Новой России не страшна была, правда, контрреволюция, выступление старых сил, недовольных приходом новых деятелей. У них, этих старых сил, не было почвы под ногами, не было на кого опереться, ибо очень уж измучены были все старым произволом. И контрреволюция, в её обычном понимании, не угрожала молодой России.
Равным образом, не страшны были молодой России и попытки революционных авантюристов вести перманентную революцию, хотя эти последние опирались и опираются как будто на широкие массы взбудораженного народа, которому они выкидывают очень понятные и весьма приемлемые лозунги. Молодой России они не страшны.
И это утверждение я позволяю себе делать в то время, когда Россия переживает серьёзный кризис, и когда на улицах многих городов происходит гражданская война, когда всюду царит анархия, и революция приняла кровавые формы междоусобной войны и грозит в потоках крови затопить с таким трудом, ценою вековой борьбы лучших сынов России, только что добытую свободу.
Я позволяю себе утверждать это потому, что меня не оставляет вера, что гипноз пройдёт, и стремление к нормальной здоровой жизни приведёт, наконец, страну к прекращению междоусобицы и восстановлению необходимого порядка для воссоздания действенной жизни свободных граждан новой России.
Повторяю, этот этап необходимо было пройти, -- слишком малокультурны мы были, и слишком долго угнетало нас старое правительство, делавшее всё возможное, чтобы не дать народу образования и отдалить его от всех завоеваний культуры. И приходится теперь самому народу кровью своей, проливаемой в междоусобной войне, вызванной революционными авантюристами, расплачиваться за грехи старой царской власти.

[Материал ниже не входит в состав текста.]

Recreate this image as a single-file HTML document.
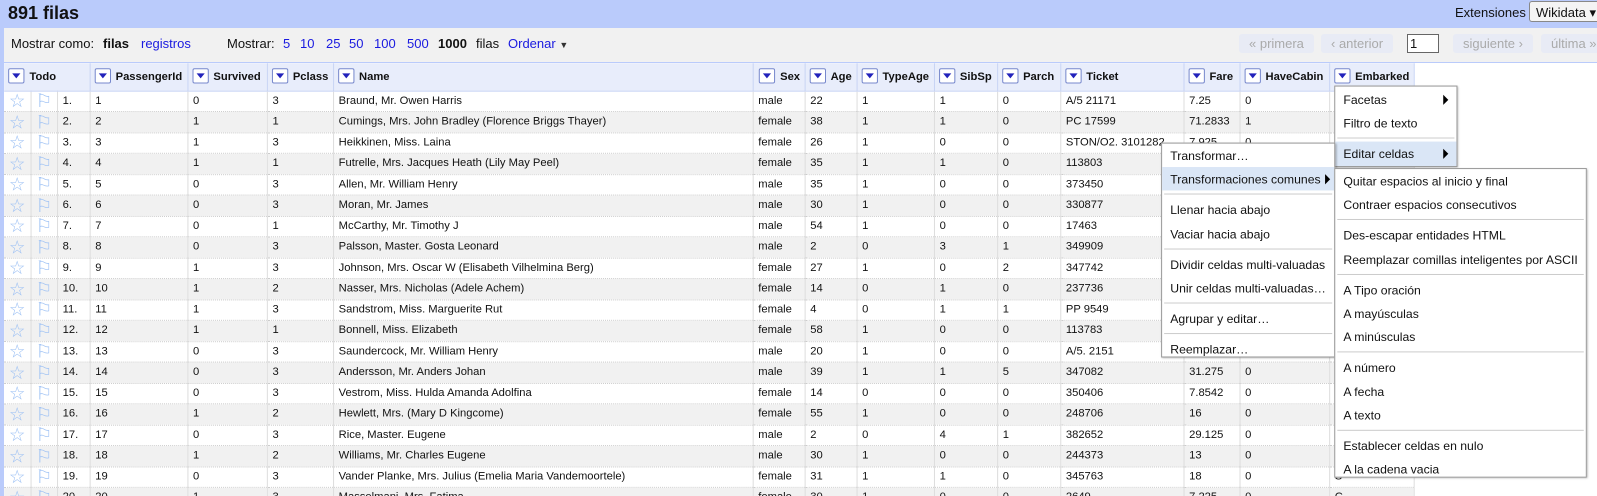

Но если мне не представляются слишком опасными для дела свободы и революции мятежные выступления ни справа, ни слева, то я вижу глубокую и серьёзную опасность.
Она в следующем.
Продолжительное бесправие русского народа не могло не оставить глубоких следов в жизни его. Само собою разумеется, что оно не могло не отразиться на многих сторонах жизни и в пореволюционный период.
Привычка работать за страх или из жажды наград тоже отразилась на нравах и обычаях наших.
И вот, когда оковы рабства спали, и народам России революцией была предоставлена вся сумма прав, то в сознании самых разнообразных слоёв это претворилось чрезвычайно своеобразно.
Предо мной, как военным комиссаром и затем командующим войсками киевского военного округа, с самого начала революции и почти до последних дней проходила людская волна.
Ко мне в кабинет приходили все, кто только хотел. И старый, поседевший генерал, и молодой прапорщик, только что оторванный от школьной скамьи, и солдат с фронта, усталый и загорелый от лучей солнца, ветра, и непогоды, и тыловой солдат, сумевший провести всю войну вне фронта, недавно призванный молодой солдат, и сорокалетние и старше, приходили и чиновники, и рабочие, и работницы и банкиры, и промышленники... Приходили и по своим личным делам и по поручениям организаций, комитетов, советов, по делам общественным.
И кто бы ко мне не приходил, барышня в шляпке или работница в платочке, изящно одетый молодой человек, или в простом платье маляр, по своему делу или общественному, все без исключения говорили одно и тоже:
-- Дай!
Я только и слышал от всех, приходивших ко мне граждан и гражданок:
"Мы имеем право это получить", "Вы обязаны нам это дать", "Мы имеем право это требовать", "Вы обязаны наше требование выполнить", и. т. п.
Революция и её завоевания отобразились в сознании решительно всех в виде суммы безграничных прав, и все наперерыв стремились осуществить эти свои вновь завоёванные права.
Но никому из приходивших ко мне масс людей не приходило в голову, что у граждан существуют не только права, но и обязанности, и что, чем больше прав, тем гораздо значительнее обязанности, и что именно новой строй жизни молодой России требует от всех полного напряжения сил в постоянной работе на общее благо, включая до принесения себя в жертву.
И вот именно это обстоятельство, что от революции громадным большинством граждан взято только понимание и признание своих прав, но не обязанностей, является наибольшей угрозой самой революции и свободе.
Именно этим объясняется чуть ли не откровенно пущенный лозунг: "Рви, что можно". Этим объясняются и повышенные требования служащих и рабочих, как в смысле чрезмерного увеличения заработной платы, так и в смысле сокращения числа рабочих часов, и национальные устремления к осуществлению немедленно и во всех областях и формах автономии и самостоятельности ещё до решения этого вопроса Учредительным Собранием, сорванным в настоящее время последним выступлением большевиков, сыгравших на том же: "Рви, что можно".